Who should skip each one

Skip 50/30/20 if your essentials are well over half your income, or if "as long as the bucket totals up" lets you ignore real overspending — you need the precision of zero-based instead. Skip zero-based if the monthly setup and weekly tracking feel so heavy that you stop budgeting altogether — a simple plan you keep beats a perfect one you abandon. The best budget is the one you'll still be using in six months, so be honest about how much maintenance you'll actually do.

Quick answers

What is the main difference between 50/30/20 and zero-based budgeting? 50/30/20 sorts your after-tax income into three fixed buckets (50% needs, 30% wants, 20% savings/debt) and keeps each near target. Zero-based budgeting assigns every individual dollar a specific job until nothing is unassigned. One is simpler; the other is more precise.

Which budget is better for paying off debt? Zero-based budgeting, usually. By assigning every dollar, it surfaces "leak" money you can redirect to debt and lets you set an exact, intentional payoff amount each month. 50/30/20 can work too, but its loose buckets make it easier for extra cash to quietly disappear.

Is the 50/30/20 rule realistic in 2026? It's a useful starting target, but the 50% "needs" bucket is tight in high-cost areas where rent alone can approach half your take-home. Treat the percentages as guardrails to adjust (e.g., 60/25/15), not strict rules — the point is a sustainable split, not the exact numbers.

Can I use both budgeting methods together? Yes.

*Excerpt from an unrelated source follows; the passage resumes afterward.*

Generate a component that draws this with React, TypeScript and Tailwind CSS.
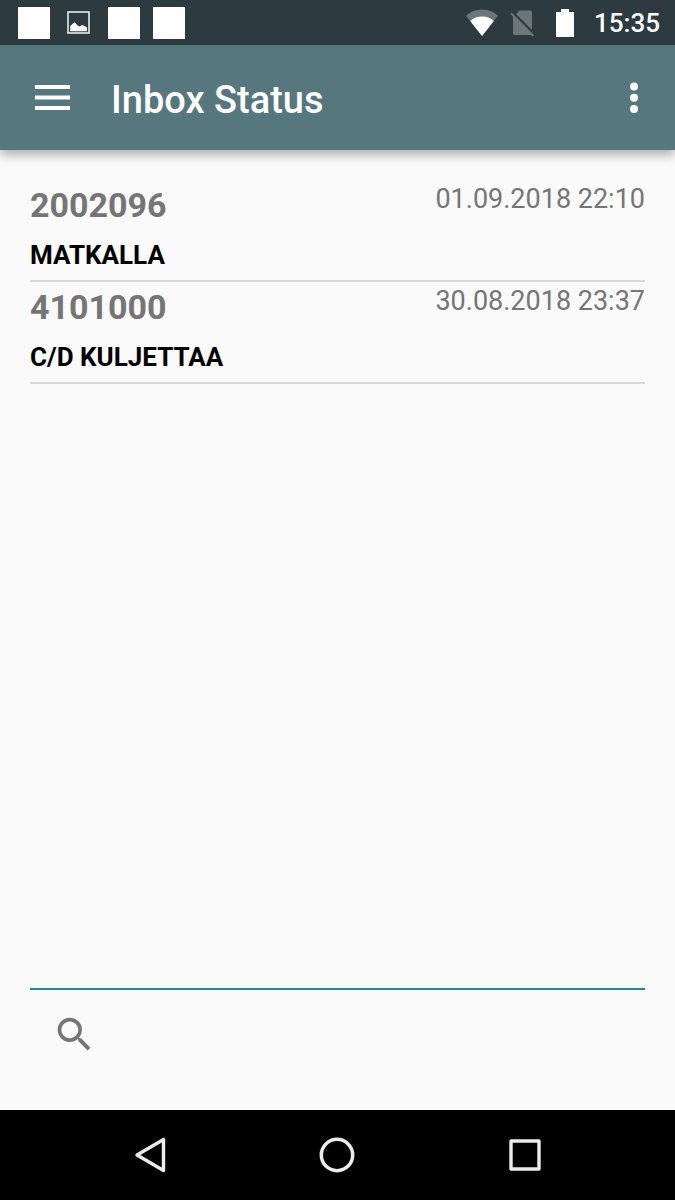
type Message = {
    id: string;
    date: string;
    status: string;
};

const messages: Message[] = [
    { id: "2002096", date: "01.09.2018 22:10", status: "MATKALLA" },
    { id: "4101000", date: "30.08.2018 23:37", status: "C/D KULJETTAA" },
];

function StatusBar() {
    return (
        <div className="flex h-[45px] items-center justify-between bg-[#2d3b40] pr-[15px] pl-[18px] text-white">
            {/* Notifications */}
            <div className="flex items-center gap-[13px]">
                <span className="size-8 bg-white" />
                <svg viewBox="0 0 32 32" className="size-8" aria-hidden="true">
                    <rect x="5" y="5" width="21" height="21" fill="none" stroke="#e8ecec" strokeWidth="1.6" />
                    <path d="M7.200 24.200v-5l2.200-2.200 2.400-1.700 3 3.400 2 .8 2.200-1.600 2.600 1 2.400 1.700v3.600z" fill="#fff" />
                </svg>
                <span className="size-8 bg-white" />
                <span className="size-8 bg-white" />
            </div>

            {/* Signal, battery and clock */}
            <div className="flex items-center">
                <svg viewBox="0 0 32 28" className="mr-3 h-7 w-8" aria-hidden="true">
                    <path d="M16 27L0 6.700C4.500 2.500 10 .5 16 .5s11.500 2 16 6.200z" fill="#6c7679" />
                    <path d="M16 27L4.200 11.900C7.500 9 11.500 7.500 16 7.500s8.500 1.500 11.800 4.400z" fill="#fff" />
                </svg>
                <svg viewBox="0 0 24 28" className="mr-[22px] h-7 w-6" aria-hidden="true">
                    <path d="M9.500 1.500h10.500a2 2 0 0 1 2 2v17.500L6.200 5z" fill="#6c7679" />
                    <path d="M.2 4.800L1.600 3.400 24 26l-1.500 1.500-1.800-1.800-.7.300H5a2 2 0 0 1-2-2V7.700z" fill="#6c7679" />
                </svg>
                <svg viewBox="0 0 18 28" className="mr-5 h-7 w-[18px]" aria-hidden="true">
                    <path d="M5 0h8v3h5v25H0V3h5z" fill="#fff" />
                </svg>
                <span className="text-[26px] leading-8 font-medium">15:35</span>
            </div>
        </div>
    );
}

function Header() {
    return (
        <header className="z-10 flex h-[105px] items-center bg-[#56777d] pr-[22px] pl-[35px] text-white shadow-[0_5px_10px_rgba(0,0,0,0.3)]">
            <button type="button" aria-label="Menu">
                <svg viewBox="0 0 36 26" className="h-[26px] w-9" fill="currentColor">
                    <path d="M0 0h35v4H0zM0 10.500h35v4H0zM0 21h35v4H0z" />
                </svg>
            </button>
            <h1 className="ml-10 flex-1 pt-1 text-[38px] leading-10 font-medium">Inbox Status</h1>
            <button type="button" aria-label="More options" className="px-3.5">
                <svg viewBox="0 0 10 32" className="h-8 w-2.5" fill="currentColor">
                    <circle cx="5" cy="4.500" r="4" />
                    <circle cx="5" cy="15.700" r="4" />
                    <circle cx="5" cy="27" r="4" />
                </svg>
            </button>
        </header>
    );
}

function NavigationBar() {
    return (
        <nav className="grid h-[90px] grid-cols-3 bg-black px-14 text-[#ececec]">
            <button type="button" aria-label="Back" className="flex items-center justify-center">
                <svg viewBox="0 0 36 36" className="size-9" fill="none" stroke="currentColor" strokeWidth="3.400" strokeLinejoin="round">
                    <path d="M31.500 2.500v31L5 18z" />
                </svg>
            </button>
            <button type="button" aria-label="Home" className="flex items-center justify-center">
                <svg viewBox="0 0 36 36" className="size-9" fill="none" stroke="currentColor" strokeWidth="3.500">
                    <circle cx="18" cy="18" r="15.700" />
                </svg>
            </button>
            <button type="button" aria-label="Recent apps" className="flex items-center justify-center">
                <svg viewBox="0 0 36 36" className="size-9" fill="none" stroke="currentColor" strokeWidth="3.400" strokeLinejoin="round">
                    <rect x="4" y="4" width="28" height="28" />
                </svg>
            </button>
        </nav>
    );
}

export default function App() {
    return (
        <div className="flex min-h-screen flex-col bg-[#fafafa] font-['Roboto',sans-serif]">
            <StatusBar />
            <Header />

            <main className="flex flex-1 flex-col px-[30px] pt-[30px]">
                {/* Messages */}
                <ul className="flex-1">
                    {messages.map((message) => (
                        <li key={message.id} className="border-b-2 border-[#d9d9d9]">
                            <div className="flex items-start justify-between text-[#757575]">
                                <h2 className="text-[34px] leading-[50px] font-bold">{message.id}</h2>
                                <time className="text-[27px] leading-[38px]">{message.date}</time>
                            </div>
                            <p className="text-[26px] leading-[50px] font-bold text-black">{message.status}</p>
                        </li>
                    ))}
                </ul>

                {/* Search */}
                <form role="search" className="flex h-[122px] items-start border-t-2 border-[#1c87a0] pt-[22px]">
                    <button type="button" aria-label="Search" className="ml-[22px] text-[#757575]">
                        <svg viewBox="0 0 24 24" className="size-[45px]" fill="currentColor">
                            <path d="M15.500 14h-.79l-.28-.27A6.471 6.471 0 0 0 16 9.500 6.500 6.500 0 1 0 9.500 16c1.610 0 3.090-.59 4.230-1.570l.27.28v.79l5 4.990L20.490 19l-4.990-5zm-6 0C7.010 14 5 11.990 5 9.500S7.010 5 9.500 5 14 7.010 14 9.500 11.990 14 9.500 14z" />
                        </svg>
                    </button>
                    <input type="text" aria-label="Search messages" className="h-11 min-w-0 flex-1 bg-transparent px-4 text-[26px] outline-none" />
                </form>
            </main>

            <NavigationBar />
        </div>
    );
}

A common hybrid uses 50/30/20 as a high-level sanity check and zero-based assignment inside the buckets when you need tighter control — for example during debt payoff or with irregular income. Start simple and add precision only where a bucket keeps overflowing.

Do I budget with gross or after-tax income? After-tax (take-home) income for both methods. That's the money you actually control after taxes and payroll deductions. Budgeting on your gross salary inflates every category and sets you up to overspend.